Out-Law News | 29 Mar 2018 | 10:55 am | 3 min. read
The sub-committee is asking for written submissions by 31 May 2018 on a number of specific questions about whether HMRC's internal strategies, processes and powers enable it to resolve disputes appropriately.
The sub-committee asks for views on how HMRC's governance and settlement processes affect its ability to resolve tax disputes in a proportionate and fair way and whether HMRC’s litigation and settlement strategy (LSS) provides a rational and sound framework for resolving tax disputes.
John Mann MP, Chair of the Treasury sub-committee said: "The committee often receives representations from people who feel that HMRC’s enquiry process treats them unfairly. Some have accused HMRC of offering more advantageous terms of settlement to big business than small businesses or individual taxpayers receive".
He said that although the sub-committee cannot look at individual cases, it will "examine whether HMRC is meeting the standards of its internal governance processes that are intended to ensure that it deals with all tax disputes fairly."
"It's not really a question of HMRC favouring one group over another," said Steven Porter, a tax disputes expert at Pinsent Masons, the law firm behind Out-Law.com. "HMRC's current strategy is problematic for both large businesses and for individuals."
"Large businesses are finding that the LSS is being applied too rigidly and HMRC is so worried about being accused of entering into sweetheart deals that it does not take a realistic line on technical arguments so that disputes end up in the tribunal which could have been resolved much more quickly and cost effectively for HMRC as well as the taxpayer," he said.
"Groups are finding that although they are encouraged to raise issues in real time with their 'Customer Compliance Manager' (CCM), in practice they cannot get timely and sensible decisions out of HMRC. This can lead to groups taking issues to tribunal which really should have been settled," Steven Porter said.
The LSS sets out the framework within which HMRC will resolve tax disputes. It was first introduced in 2007 and refreshed in 2011 and is designed to ensure consistency in how tax disputes are resolved. Its principles includes that there should be no 'package deals', in which a range of separate issues are settled for a single payment. It also provides that disputes that have an 'all-or-nothing' character, such as a case involving a single point of law or fact that would be decided one way or the other by the courts with no middle ground, should be settled on 'all-or-nothing' terms.
"The system does not work well for individuals either," said Steven Porter. "HMRC seems determined to make an example out of individuals who have entered into a tax avoidance scheme, such as a film scheme – even though those schemes were perfectly legal and the taxpayers have not been dishonest. HMRC is not content with denying the tax relief claimed, and seems determined to bankrupt as many of these individuals as possible by taxing them on sums they have not received, which by far exceed their investment in the scheme."

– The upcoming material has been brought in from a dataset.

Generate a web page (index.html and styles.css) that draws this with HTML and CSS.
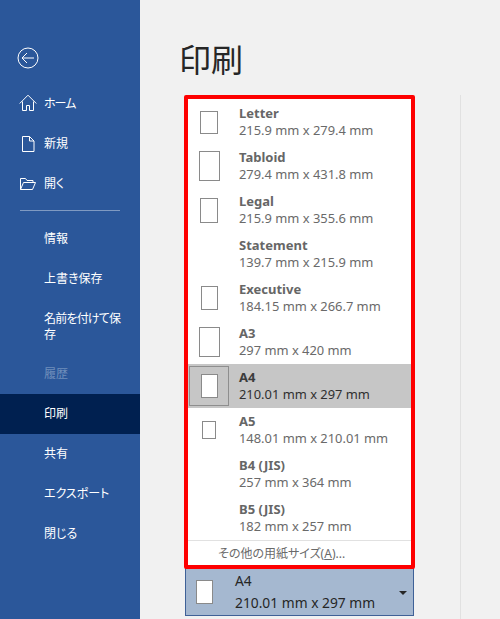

In 2017, Andrew Tyrie, the then chairman of the Treasury select committee, wrote to chancellor of the exchequer Philip Hammond, expressing concern about the way HMRC was pursuing individuals who had invested in film schemes. He said that if a scheme is found not to work then investors must repay the tax that they have avoided, but "HMRC needs to treat people fairly, including investors in what are now considered to be tax avoidance schemes, and to be transparent and timely in their approach.”
"I have been told that a number of firms and individuals have made suggestions to HMRC for what they consider to be an equitable and pragmatic way of bringing the matter to a conclusion after several years, and that these suggestions have been rejected,” he said.
The Treasury sub-committee has also launched an enquiry to examine what progress has been made in reducing the amount of tax lost to avoidance and offshore evasion and whether HMRC has the resources, skills and powers needed to bring about a real change in the behaviour of "tax dodgers and those who profit by helping them".
At the same time the Treasury committee itself, which is chaired by Nicky Morgan MP, is looking into VAT and the tax gap, VAT and Brexit and VAT and business. In January Nicky Morgan said that the committee would investigate Brexit proposals which would mean UK retailers and manufacturers would have to pay VAT upfront on post Brexit imports of goods from EU member states.